21/04/2017 – Independent / Trends in Trade / Gulf Cooperation Council (GCC)

VAT’s all folks! GCC firms should prepare for the inevitable

“In this world, nothing can be said to be certain except death and taxes,” suggested US Founding Father Benjamin Franklin, whose rather fatalistic observation nonetheless succinctly underlines life’s inevitabilities. For businesses in the GCC region, a new VAT regime means there will be even more of the latter to look forward to from next year.


Originally a French idea started in the 1950s, VAT has since swept the world, with more than 140 countries having since adopted it – from Switzerland to South Korea. One of the few still holding out is America (it imposes sales tax, which varies from state to state); other notable absences include the six member states of the Gulf Cooperation Council (GCC).


Time and again, GCC governments have expressed their desire to implement a VAT system, as countries across the region strive to diversify their revenue streams. As governments in the region look to generate revenue to counter the slump in remittances from oil, that goal now looks set to be realised next year, with a planned treaty providing an overarching framework for such a tax regime.


In January this year, the Shura Council in Saudi Arabia approved the GCC Value Added Tax (VAT) Framework Agreement. Officials at the Saudi Arabian Ministry of Finance have since indicated the VAT regime will be applicable from 1st January 2018, and a five-per-cent levy will apply to goods and services as set forth in the GCC agreement.


In February, Bahrain’s Minister of Finance H.E. Shaikh Ahmed bin Mohamed Al Khalifa signed the unified GCC VAT Framework Agreement and reaffirmed the expectation that VAT will take effect from 1st January 2018, after completion of the due constitutional and legal process. Likewise, in the same month Younis Al-Khouri, Undersecretary at the UAE’s Ministry of Finance, reaffirmed that the GCC governments were planning early simultaneous adoption of VAT in the new year.


Those official affirmations are in line with similar pronouncements made by government officials from other GCC member states. The text of the GCC VAT Framework is expected to be made available shortly and is already being shared by some countries with business leaders in strategic economic sectors.


The countdown begins


Based on the above developments, businesses should expect VAT in the GCC region to be a reality from 1st January 2018, giving firms just eight months to prepare for, and also ensure compliance with, VAT laws in each GCC country in which they operate.

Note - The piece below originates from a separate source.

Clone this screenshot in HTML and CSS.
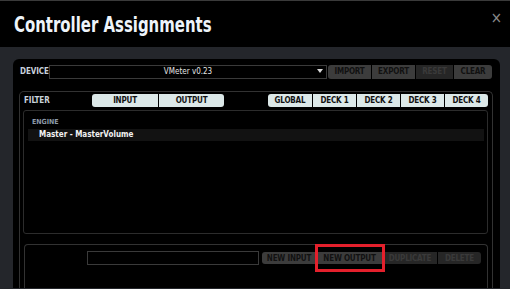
FILE: index.html
```html
<!DOCTYPE html>
<html lang="en">
<head>
  <meta charset="UTF-8" />
  <title>Controller Assignments</title>
  <link rel="stylesheet" href="styles.css">
</head>
<body>
  <header class="titlebar">
    <h1>Controller Assignments</h1>
    <span class="close">&times;</span>
  </header>

  <div class="dialog">
    <div class="panel">
      <div class="device-row">
        <span class="label">DEVICE</span>
        <div class="select">
          <span>VMeter v0.23</span>
          <span class="arrow"></span>
        </div>
        <div class="btn-group dark">
          <button>IMPORT</button>
          <button>EXPORT</button>
          <button class="off">RESET</button>
          <button>CLEAR</button>
        </div>
      </div>

      <div class="filter">
        <div class="filter-row">
          <span class="label">FILTER</span>
          <div class="btn-group light io">
            <button>INPUT</button>
            <button>OUTPUT</button>
          </div>
          <div class="btn-group light decks">
            <button class="global">GLOBAL</button>
            <button>DECK 1</button>
            <button>DECK 2</button>
            <button>DECK 3</button>
            <button>DECK 4</button>
          </div>
        </div>

        <div class="list">
          <div class="group-title">ENGINE</div>
          <div class="item">Master - MasterVolume</div>
        </div>

        <div class="actions">
          <div class="text-input"></div>
          <div class="btn-group dark">
            <button class="new-in">NEW INPUT</button>
            <button class="new-out">NEW OUTPUT<span class="mark"></span></button>
            <button class="off dup">DUPLICATE</button>
            <button class="off del">DELETE</button>
          </div>
        </div>
      </div>
    </div>
  </div>
</body>
</html>
```

FILE: styles.css
```css
:root {
  --bg-color: #24262b;
  --line-color: #323232;
  --label-color: #c9d2dc;
  --light-btn: #dce8e8;
  --dark-btn: #3c3c3c;
  --off-btn: #262626;
}

* {
  margin: 0;
  padding: 0;
  box-sizing: border-box;
  font-family: "DejaVu Sans Condensed", "DejaVu Sans", sans-serif;
  font-stretch: condensed;
}

html, body {
  width: 510px;
  height: 289px;
  overflow: hidden;
  background-color: var(--bg-color);
}

.titlebar {
  height: 47px;
  background: #000;
  border-top: 1px solid #3a3a3a;
  display: flex;
  justify-content: space-between;
  padding: 11px 8px 0 14px;
}

.titlebar h1 {
  color: #eef4fa;
  font-size: 21px;
  font-weight: bold;
  line-height: 26px;
  transform: scaleX(0.79);
  transform-origin: left center;
  white-space: nowrap;
}

.close {
  color: #8a8a8a;
  font-family: "DejaVu Sans", sans-serif;
  font-size: 15px;
  line-height: 12px;
}

.dialog {
  padding: 12px 10px 0 13px;
  height: 241px;
}

.panel {
  height: 100%;
  background: #000;
  border-radius: 6px 6px 0 0;
  padding: 5px 7px 0 6px;
  display: flex;
  flex-direction: column;
}

.label {
  color: var(--label-color);
  font-size: 8px;
  font-weight: bold;
  letter-spacing: -0.1px;
}

.device-row {
  display: flex;
  align-items: center;
  height: 15px;
  padding-left: 1px;
}

.device-row .label {
  width: 29px;
}

.select {
  width: 278px;
  height: 14px;
  border: 1px solid #3a3a3a;
  color: #e6e6e6;
  font-size: 8px;
  line-height: 12px;
  text-align: center;
  position: relative;
}

.arrow {
  position: absolute;
  right: 3px;
  top: 3px;
  border-left: 3px solid transparent;
  border-right: 3px solid transparent;
  border-top: 4px solid #d8d8d8;
}

.btn-group {
  display: flex;
  gap: 1px;
}

.btn-group button {
  border: none;
  font-size: 8px;
  font-weight: bold;
  letter-spacing: -0.2px;
  color: #111;
  text-align: center;
  white-space: nowrap;
}

.btn-group button:first-child { border-radius: 3px 0 0 3px; }
.btn-group button:last-child { border-radius: 0 3px 3px 0; }

.dark button {
  background: var(--dark-btn);
  height: 14px;
}

.dark button.off {
  background: var(--off-btn);
  color: #3a3a3a;
}

.device-row .dark {
  margin-left: 1px;
}

.device-row .dark button { width: 43px; }
.device-row .dark button.off { width: 37px; }
.device-row .dark button:last-child { width: 38px; }

.filter {
  margin-top: 12px;
  flex: 1;
  border: 1px solid var(--line-color);
  border-bottom: none;
  border-radius: 5px 5px 0 0;
  padding: 2px 4px 0 3px;
  display: flex;
  flex-direction: column;
}

.filter-row {
  display: flex;
  align-items: center;
  height: 13px;
}

.filter-row .label {
  width: 69px;
  padding-left: 1px;
}

.light button {
  background: var(--light-btn);
  height: 13px;
}

.io button { width: 66px; }
.io button:last-child { width: 65px; }

.decks {
  margin-left: auto;
}

.decks button { width: 43px; }
.decks button.global { width: 44px; }

.list {
  margin-top: 3px;
  height: 124px;
  border: 1px solid #2c2c2c;
  border-radius: 3px;
  padding: 7px 3px 0 4px;
}

.group-title {
  color: #8d9aa8;
  font-size: 7px;
  font-weight: bold;
  padding-left: 4px;
  height: 11px;
}

.item {
  background: #121212;
  color: #f2f2f2;
  font-size: 8px;
  font-weight: bold;
  height: 12px;
  line-height: 12px;
  padding-left: 11px;
}

.actions {
  margin-top: 10px;
  margin-left: 1px;
  flex: 1;
  border: 1px solid var(--line-color);
  border-bottom: none;
  border-radius: 4px 4px 0 0;
  display: flex;
  align-items: flex-start;
  padding: 6px 6px 0 62px;
}

.text-input {
  width: 174px;
  height: 14px;
  border: 1px solid #3a3a3a;
  margin-right: 3px;
}

.actions .dark {
  margin-top: 1px;
}

.actions .dark button { height: 12px; }
.new-in { width: 54px; }
.new-out { width: 65px; position: relative; }
.dup { width: 54px; }
.del { width: 43px; }

/* annotation box */
.mark {
  position: absolute;
  left: -2px;
  right: -3px;
  top: -8px;
  bottom: -8px;
  border: 3px solid #e4202c;
}
```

Despite such expectations, an EY webcast at the end of February demonstrated that 51 per cent of respondent businesses did not intend to make VAT compliance a major focal area, while just eight per cent said they were concerned about procurement considerations and only 10 per cent reported that they would look to address customer and vendor pricing as a priority. Such results were a surprise to David Stevens, EY’s VAT Implementation Leader. “VAT will impact all key areas of business operations and it is imperative that businesses act immediately to avoid serious issues and costs,” he said.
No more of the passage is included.